Posted January 5, 2018

Graduate Making a Difference in Ghana

A CJ graduate, with a passion for helping children in Africa, spoke with members of F.L.I.G.H.T. recently about how CJ helped prepare her for her career, even before she knew what she would be doing.

“I was a Kairos leader, I was a LIFE leader, and I went to Belize multiple times to volunteer,” Maggie Ryan ’11 told the students. “Also, my junior year religion class with Dr. Mominee really influenced what I wanted to do. I was able to express the ideas of inequality and injustice in academia and I was really able to become passionate about it through that class. It really did change me and does still to do this day.”

Following her time at CJ, Ryan attended DePaul University and graduated with degrees in Peace, Justice and Conflict studies, English with a creative writing concentration, and a minor in Women and Gender studies. While at DePaul, Ryan began volunteering in Ghana.

“I first went my freshman year and I kept going back to the same children’s home,” Ryan explained. “The home was in a small village and had about 120 children. I knew I wanted to stay a part of their lives, and when I was looking for a job, someone who was in charge of the volunteer program there offered me a job to work as a volunteer coordinator.”

While spending time in Ghana, Ryan became connected to other groups, and met a life-changing connection at a concert.

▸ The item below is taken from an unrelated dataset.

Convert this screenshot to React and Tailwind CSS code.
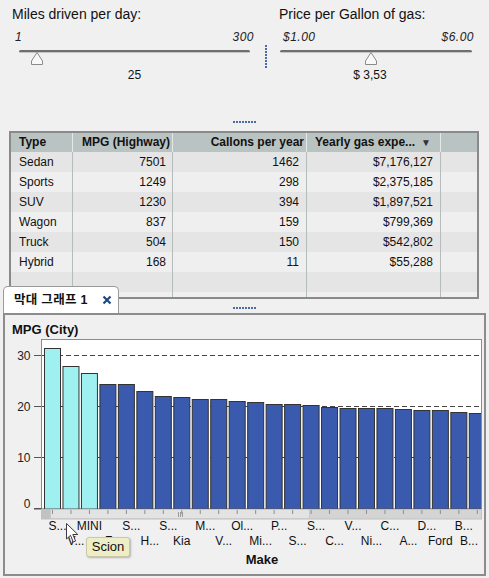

“I met the manager of Stonebwoy, an internationally known afrobeats and reggae musician,” Ryan shared. “We were talking and I asked him if he knew of any foundations that were hiring and he said that Stonebwoy actually wanted to start one. He asked me to be the director of it and I said yes.”

Ryan said that her life-path is something she would have not expected while at CJ, but she wouldn’t change it.

“You don't always have to go through the conventional route of growth - everybody's growth and change is different,” Ryan emphasized. “I have friends who are married and have children and I'm not at that point in my life yet and I'm OK with that. Instead, I said yes to some really big things. If you feel passionate about something, then you can say yes and it's OK.”